The measures are also expected to introduce banning orders for extremist organizations who use hate speech in public places, but whose activities fall short of it being proscribed as a terror group. According to details given by Mrs May at last year’s Conservative Party conference, such orders would apply if ministers “reasonably believe” a group intended to incite religious or racial hatred, to threaten democracy, or if there was a pressing need to protect the public from harm, either from a risk of violence, public disorder, harassment or other criminal acts.
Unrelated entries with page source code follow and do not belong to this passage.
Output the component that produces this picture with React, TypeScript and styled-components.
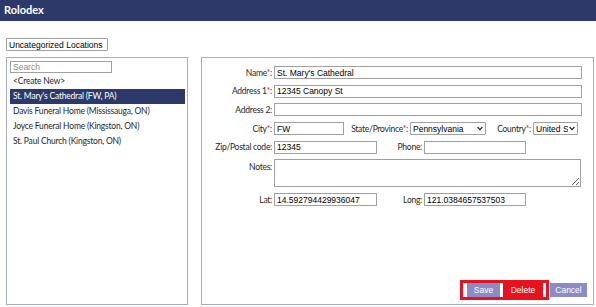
import React from 'react';
import styled, { createGlobalStyle } from 'styled-components';

const colors = {
  navy: '#2d3969',
  panelBorder: '#a5abcb',
  inputBorder: '#a0a0a0',
  lavender: '#8b8bc7',
  red: '#e8121f',
  text: '#1f1f1f',
  required: '#e8121f',
};

const inputFont = `8.5px "Liberation Sans", Arial, sans-serif`;

const GlobalStyle = createGlobalStyle`
  body {
    margin: 0;
    background: #fff;
    font-family: Lato, "Liberation Sans", sans-serif;
    color: ${colors.text};
  }
`;

const Header = styled.div`
  height: 21px;
  box-sizing: border-box;
  background: ${colors.navy};
  color: #fff;
  font-size: 11px;
  font-weight: 700;
  padding: 3px 0 0 4px;
`;

const Content = styled.div`
  padding: 17px 2px 0 6px;
`;

const CategorySelect = styled.select`
  display: block;
  appearance: none;
  width: 102px;
  height: 13px;
  box-sizing: border-box;
  font: ${inputFont};
  color: #000;
  border: 1px solid ${colors.inputBorder};
  border-radius: 1px;
  padding: 0 2px;
  background: #fff;
`;

const Panels = styled.div`
  display: flex;
  gap: 13px;
  margin-top: 6px;
  height: 248px;
`;

const LeftPanel = styled.div`
  width: 182px;
  box-sizing: border-box;
  border: 1px solid ${colors.panelBorder};
  padding: 3px 2px 0 3px;
`;

const SearchInput = styled.input`
  display: block;
  width: 102px;
  height: 12px;
  box-sizing: border-box;
  font: ${inputFont};
  border: 1px solid ${colors.inputBorder};
  padding: 0 2px;
  margin-bottom: 1px;
  &::placeholder {
    color: #8a8a8a;
  }
`;

const List = styled.ul`
  list-style: none;
  margin: 0;
  padding: 0;
`;

const ListItem = styled.li<{ $selected?: boolean }>`
  height: 15px;
  line-height: 15px;
  padding-left: 3px;
  font-size: 8.5px;
  letter-spacing: -0.2px;
  white-space: nowrap;
  background: ${(p) => (p.$selected ? colors.navy : 'transparent')};
  color: ${(p) => (p.$selected ? '#fff' : colors.text)};
`;

const RightPanel = styled.div`
  width: 393px;
  box-sizing: border-box;
  border: 1px solid ${colors.panelBorder};
  padding: 8px 6px 4px 4px;
  display: flex;
  flex-direction: column;
`;

const Form = styled.div`
  display: grid;
  grid-template-columns: 66px 1fr;
  column-gap: 2px;
  row-gap: 5.7px;
  align-items: center;
`;

const Label = styled.label<{ $top?: boolean }>`
  font-size: 8.5px;
  letter-spacing: -0.25px;
  text-align: right;
  white-space: nowrap;
  align-self: ${(p) => (p.$top ? 'start' : 'center')};
  padding-top: ${(p) => (p.$top ? '3px' : '0')};
`;

const Req = styled.span`
  color: ${colors.required};
`;

const Inline = styled.div`
  display: flex;
  align-items: center;
`;

const SubLabel = styled.label<{ $width: number }>`
  width: ${(p) => p.$width}px;
  flex: none;
  font-size: 8.5px;
  letter-spacing: -0.25px;
  text-align: right;
  white-space: nowrap;
  padding-right: 2px;
  box-sizing: border-box;
`;

const TextInput = styled.input<{ $width: number }>`
  width: ${(p) => p.$width}px;
  height: 13px;
  box-sizing: border-box;
  flex: none;
  font: ${inputFont};
  color: #000;
  border: 1px solid ${colors.inputBorder};
  padding: 0 2px;
`;

const SelectWrap = styled.div<{ $width: number }>`
  position: relative;
  width: ${(p) => p.$width}px;
  height: 13px;
  flex: none;
`;

const Dropdown = styled.select`
  appearance: none;
  display: block;
  width: 100%;
  height: 13px;
  box-sizing: border-box;
  font: ${inputFont};
  color: #000;
  border: 1px solid ${colors.inputBorder};
  border-radius: 1px;
  padding: 0 9px 0 2px;
  background: #fff;
`;

const Chevron = styled.svg`
  position: absolute;
  right: 3px;
  top: 4px;
  width: 6px;
  height: 5px;
  pointer-events: none;
`;

const Notes = styled.textarea`
  display: block;
  width: 307px;
  height: 28px;
  box-sizing: border-box;
  font: ${inputFont};
  border: 1px solid ${colors.inputBorder};
  padding: 2px;
`;

const ButtonBar = styled.div`
  margin-top: auto;
  display: flex;
  justify-content: flex-end;
  align-items: center;
  gap: 1px;
`;

const Highlight = styled.div`
  display: flex;
  gap: 3px;
  border: 3px solid ${colors.red};
  padding: 0 3px 0 4px;
  background: #fff;
`;

const Button = styled.button<{ $danger?: boolean; $width: number }>`
  width: ${(p) => p.$width}px;
  height: 14px;
  border: none;
  padding: 0;
  font: ${inputFont};
  color: #fff;
  background: ${(p) => (p.$danger ? colors.red : colors.lavender)};
`;

const Select: React.FC<{ width: number; value: string; label: string }> = ({ width, value, label }) => (
  <SelectWrap $width={width}>
    <Dropdown defaultValue={value}>
      <option value={value}>{label}</option>
    </Dropdown>
    <Chevron viewBox="0 0 6 5">
      <path d="M0.6 1 L3 3.6 L5.4 1" fill="none" stroke="#222" strokeWidth="1.2" />
    </Chevron>
  </SelectWrap>
);

const locations = [
  '<Create New>',
  "St. Mary's Cathedral (FW, PA)",
  'Davis Funeral Home (Mississauga, ON)',
  'Joyce Funeral Home (Kingston, ON)',
  'St. Paul Church (Kingston, ON)',
];

const App: React.FC = () => {
  return (
    <>
      <GlobalStyle />
      <Header>Rolodex</Header>
      <Content>
        <CategorySelect defaultValue="uncat">
          <option value="uncat">Uncategorized Locations</option>
        </CategorySelect>
        <Panels>
          <LeftPanel>
            <SearchInput placeholder="Search" />
            <List>
              {locations.map((loc, i) => (
                <ListItem key={loc} $selected={i === 1}>
                  {loc}
                </ListItem>
              ))}
            </List>
          </LeftPanel>
          <RightPanel>
            <Form>
              <Label>
                Name<Req>*</Req>:
              </Label>
              <TextInput $width={308} defaultValue="St. Mary's Cathedral" />

              <Label>
                Address 1<Req>*</Req>:
              </Label>
              <TextInput $width={308} defaultValue="12345 Canopy St" />

              <Label>Address 2:</Label>
              <TextInput $width={308} defaultValue="" />

              <Label>
                City<Req>*</Req>:
              </Label>
              <Inline>
                <TextInput $width={70} defaultValue="FW" />
                <SubLabel $width={66}>
                  State/Province<Req>*</Req>:
                </SubLabel>
                <Select width={76} value="PA" label="Pennsylvania" />
                <SubLabel $width={47}>
                  Country<Req>*</Req>:
                </SubLabel>
                <Select width={45} value="US" label="United States" />
              </Inline>

              <Label>Zip/Postal code:</Label>
              <Inline>
                <TextInput $width={103} defaultValue="12345" />
                <SubLabel $width={47}>Phone:</SubLabel>
                <TextInput $width={102} defaultValue="" />
              </Inline>

              <Label $top>Notes:</Label>
              <Notes defaultValue="" />

              <Label>Lat:</Label>
              <Inline>
                <TextInput $width={103} defaultValue="14.592794429936047" />
                <SubLabel $width={47}>Long:</SubLabel>
                <TextInput $width={102} defaultValue="121.0384657537503" />
              </Inline>
            </Form>
            <ButtonBar>
              <Highlight>
                <Button $width={33}>Save</Button>
                <Button $width={40} $danger>
                  Delete
                </Button>
              </Highlight>
              <Button $width={37}>Cancel</Button>
            </ButtonBar>
          </RightPanel>
        </Panels>
      </Content>
    </>
  );
};

export default App;
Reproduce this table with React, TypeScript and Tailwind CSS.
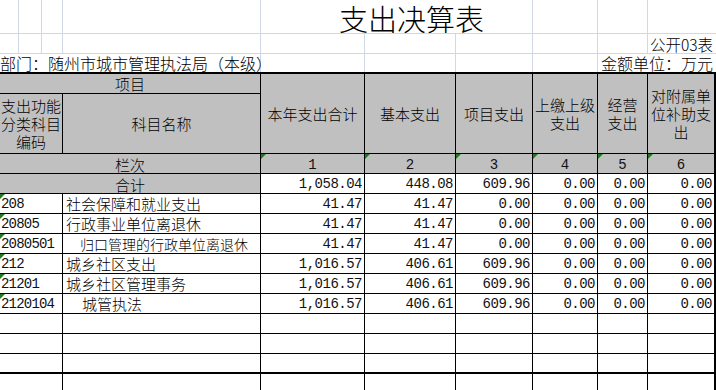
import React from "react";

const cjk = "font-['Noto_Sans_CJK_SC',sans-serif] font-light";
const mono = "font-['Liberation_Mono',monospace]";

function Tri() {
  return (
    <span className="absolute left-0 top-0 w-0 h-0 border-t-[5px] border-r-[5px] border-t-[#1f7a1f] border-r-transparent" />
  );
}

function HeadCell({ children, className = "" }: { children?: React.ReactNode; className?: string }) {
  return (
    <div className={`bg-[#c0c0c0] flex items-center justify-center text-center text-[15px] leading-[18px] text-black ${cjk} ${className}`}>
      {children}
    </div>
  );
}

function Num({ v }: { v?: string }) {
  return (
    <div className={`bg-white flex items-center justify-end pr-[2px] pt-[2px] text-[14px] leading-[17px] tracking-[-0.5px] text-[#111] ${mono}`}>
      {v}
    </div>
  );
}

type Row = { code: string; name: string; indent: string; size: string; vals: string[] };

const rows: Row[] = [
  { code: "208", name: "社会保障和就业支出", indent: "pl-[3px]", size: "text-[15px]", vals: ["41.47", "41.47", "0.00", "0.00", "0.00", "0.00"] },
  { code: "20805", name: "行政事业单位离退休", indent: "pl-[3px]", size: "text-[15px]", vals: ["41.47", "41.47", "0.00", "0.00", "0.00", "0.00"] },
  { code: "2080501", name: "归口管理的行政单位离退休", indent: "pl-[17px]", size: "text-[14px]", vals: ["41.47", "41.47", "0.00", "0.00", "0.00", "0.00"] },
  { code: "212", name: "城乡社区支出", indent: "pl-[3px]", size: "text-[15px]", vals: ["1,016.57", "406.61", "609.96", "0.00", "0.00", "0.00"] },
  { code: "21201", name: "城乡社区管理事务", indent: "pl-[3px]", size: "text-[15px]", vals: ["1,016.57", "406.61", "609.96", "0.00", "0.00", "0.00"] },
  { code: "2120104", name: "城管执法", indent: "pl-[19px]", size: "text-[15px]", vals: ["1,016.57", "406.61", "609.96", "0.00", "0.00", "0.00"] },
];

function Blank() {
  return <div className="bg-white" />;
}

export default function App() {
  return (
    <div className="w-[716px] h-[390px] overflow-hidden bg-white text-black">
      {/* sheet area above the table */}
      <div className="grid grid-cols-[18px_22px_20px_197px_103px_90px_76px_64px_49px_68px] grid-rows-[33px_19px_18px] gap-px bg-[#d0d7e5]">
        <Blank />
        <Blank />
        <Blank />
        <Blank />
        <div className={`col-span-3 bg-white flex items-start pt-[4px] pl-[78px] text-[29px] leading-[29px] whitespace-nowrap ${cjk}`}>
          支出决算表
        </div>
        <Blank />
        <Blank />
        <Blank />

        <Blank />
        <Blank />
        <Blank />
        <Blank />
        <Blank />
        <Blank />
        <Blank />
        <Blank />
        <Blank />
        <div className={`bg-white flex items-end justify-end pr-[3px] text-[15.5px] leading-[18px] whitespace-nowrap ${cjk}`}>
          公开03表
        </div>

        <div className={`col-span-4 bg-white flex items-end text-[16px] leading-[18px] whitespace-nowrap overflow-visible ${cjk}`}>
          部门：随州市城市管理执法局（本级）
        </div>
        <Blank />
        <Blank />
        <Blank />
        <Blank />
        <div className={`col-span-2 bg-white flex items-end justify-end pr-[3px] text-[16px] leading-[18px] whitespace-nowrap ${cjk}`}>
          金额单位：万元
        </div>
      </div>

      {/* the table */}
      <div className="w-[716px] border-t-2 border-r-2 border-black bg-black flex flex-col gap-[2px]">
        <div className="grid grid-cols-[62px_197px_103px_90px_76px_64px_49px_66px] grid-rows-[19px_59px_19px_19px_19px_19px_19px_19px_19px_19px_19px_19px_18px] gap-px">
          <HeadCell className="col-span-2">项目</HeadCell>
          <HeadCell className="row-span-2">本年支出合计</HeadCell>
          <HeadCell className="row-span-2">基本支出</HeadCell>
          <HeadCell className="row-span-2">项目支出</HeadCell>
          <HeadCell className="row-span-2">
            上缴上级
            <br />
            支出
          </HeadCell>
          <HeadCell className="row-span-2">
            经营
            <br />
            支出
          </HeadCell>
          <HeadCell className="row-span-2">
            对附属单
            <br />
            位补助支
            <br />
            出
          </HeadCell>
          <HeadCell className="leading-[18.5px] whitespace-nowrap">
            支出功能
            <br />
            分类科目
            <br />
            编码
          </HeadCell>
          <HeadCell>科目名称</HeadCell>

          <HeadCell className="col-span-2 pt-[2px]">栏次</HeadCell>
          {["1", "2", "3", "4", "5", "6"].map((n) => (
            <div
              key={n}
              className={`relative bg-[#c0c0c0] flex items-center justify-center pt-[4px] text-[14px] leading-[17px] text-[#111] ${mono}`}
            >
              <Tri />
              {n}
            </div>
          ))}

          <HeadCell className="col-span-2 pt-[2px]">合计</HeadCell>
          {["1,058.04", "448.08", "609.96", "0.00", "0.00", "0.00"].map((v, i) => (
            <Num key={i} v={v} />
          ))}

          {rows.map((r) => (
            <React.Fragment key={r.code}>
              <div className={`relative bg-white flex items-center pl-px pt-[2px] text-[14px] leading-[17px] tracking-[-0.8px] text-[#111] ${mono}`}>
                <Tri />
                {r.code}
              </div>
              <div className={`bg-white flex items-center pt-px leading-[18px] whitespace-nowrap ${r.indent} ${r.size} ${cjk}`}>
                {r.name}
              </div>
              {r.vals.map((v, i) => (
                <Num key={i} v={v} />
              ))}
            </React.Fragment>
          ))}

          {[0, 1, 2].map((k) => (
            <React.Fragment key={k}>
              <Blank />
              <Blank />
              <Blank />
              <Blank />
              <Blank />
              <Blank />
              <Blank />
              <Blank />
            </React.Fragment>
          ))}
        </div>
        <div className="grid grid-cols-[62px_197px_103px_90px_76px_64px_49px_66px] grid-rows-[19px] gap-px">
          <Blank />
          <Blank />
          <Blank />
          <Blank />
          <Blank />
          <Blank />
          <Blank />
          <Blank />
        </div>
      </div>
    </div>
  );
}
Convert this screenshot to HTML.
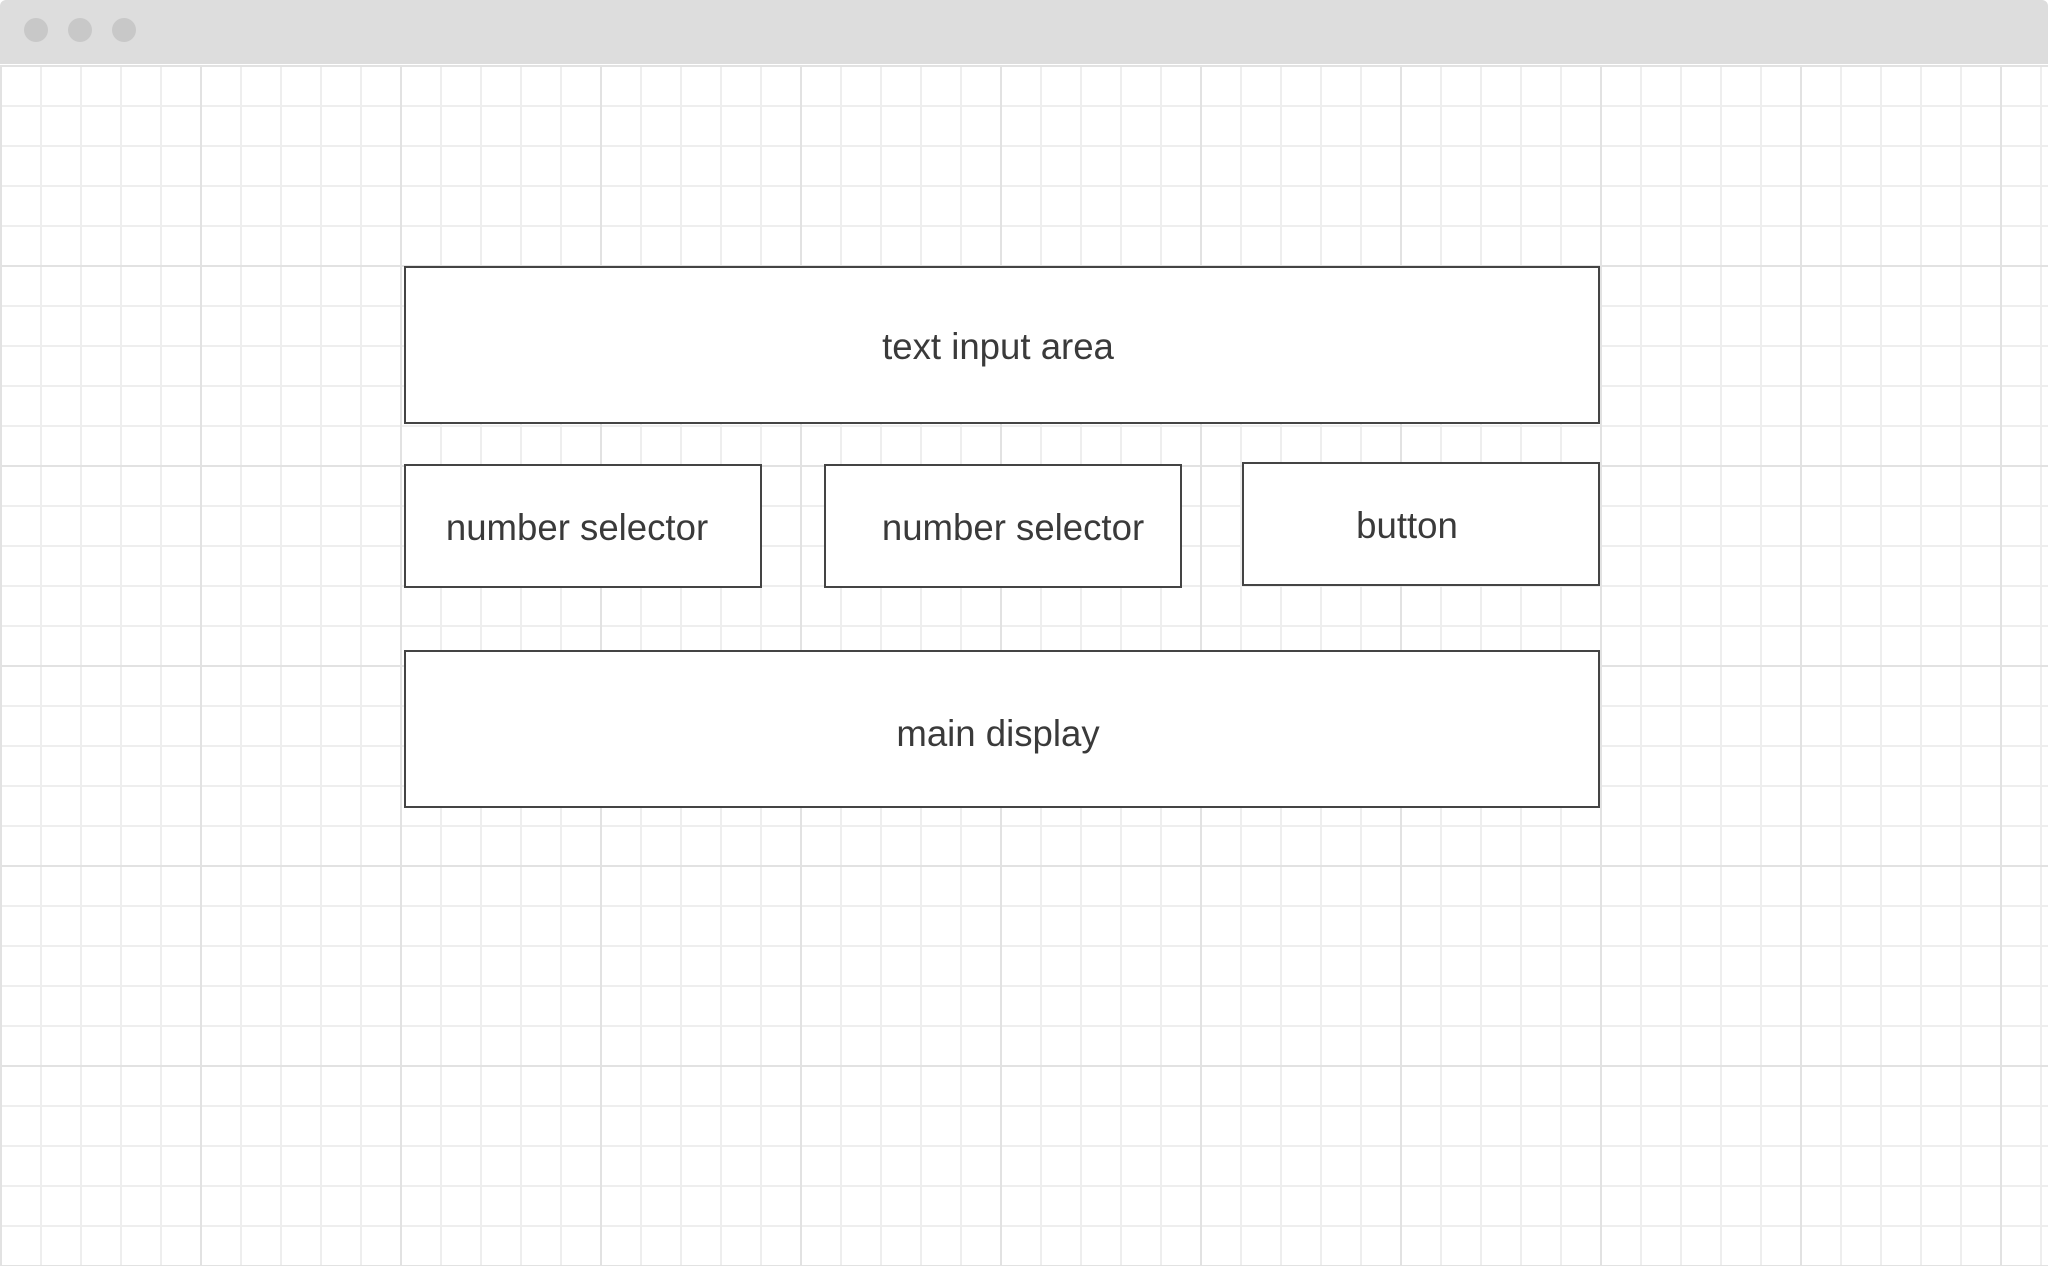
<!DOCTYPE html>
<html><head><meta charset="utf-8"><style>
html,body{margin:0;padding:0;}
body{width:2048px;height:1266px;position:relative;overflow:hidden;background:#fff;font-family:"Liberation Sans",sans-serif;}
.bar{position:absolute;left:0;top:0;width:2048px;height:64px;background:#dddddd;border-radius:6px 6px 0 0;}
.dot{position:absolute;top:18px;width:24px;height:24px;border-radius:50%;background:#c8c8c8;}
.grid{position:absolute;left:0;top:65px;width:2048px;height:1201px;
background-image:
linear-gradient(to right,#e2e2e2 0,#e2e2e2 2px,transparent 2px),
linear-gradient(to bottom,#e2e2e2 0,#e2e2e2 2px,transparent 2px),
linear-gradient(to right,#eeeeee 0,#eeeeee 2px,transparent 2px),
linear-gradient(to bottom,#eeeeee 0,#eeeeee 2px,transparent 2px);
background-size:200px 200px,200px 200px,40px 40px,40px 40px;
background-position:0 0,0 0,0 0,0 0;}
.box{position:absolute;box-sizing:border-box;border:2px solid #444;background:#fff;color:#3a3a3a;font-size:36.6px;display:flex;align-items:center;justify-content:center;}
</style></head><body>
<div class="bar"></div>
<div class="dot" style="left:24px"></div>
<div class="dot" style="left:68px"></div>
<div class="dot" style="left:112px"></div>
<div class="grid"></div>
<div class="box" style="left:404px;top:266px;width:1196px;height:158px;"><span style="position:relative;left:-4px;top:2px">text input area</span></div>
<div class="box" style="left:404px;top:464px;width:358px;height:124px;"><span style="position:relative;left:-6px;top:2px">number selector</span></div>
<div class="box" style="left:824px;top:464px;width:358px;height:124px;"><span style="position:relative;left:10px;top:2px">number selector</span></div>
<div class="box" style="left:1242px;top:462px;width:358px;height:124px;"><span style="position:relative;left:-14px;top:2px">button</span></div>
<div class="box" style="left:404px;top:650px;width:1196px;height:158px;"><span style="position:relative;left:-4px;top:5px">main display</span></div>
</body></html>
The granting of a ban, which would be subject to immediate review by the High Court, would make membership or funding of the organization concerned a criminal offence. The extreme disruption orders could be imposed on individuals, using the same criteria. Ministers responded by introducing new orders that can block British fighters from returning to the UK and give police the power to seize the passports of people suspected of plotting to join the fighting abroad. Mrs May will tell the National Security Council – which meets weekly and is chaired by the prime minister – that the government will empower institutions to “challenge bigotry and ignorance”. Mr Cameron will say the new powers will make it harder for people to promote extremist views. “For too long, we have been a passively tolerant society, saying to our citizens ‘as long as you obey the law, we will leave you alone’,” he will say.

“It’s often meant we have stood neutral between different values. And that’s helped foster a narrative of extremism and grievance.” The Conservative government will “conclusively turn the page on this failed approach,” he will add, saying the UK must confront “head-on the poisonous Islamist extremist ideology”.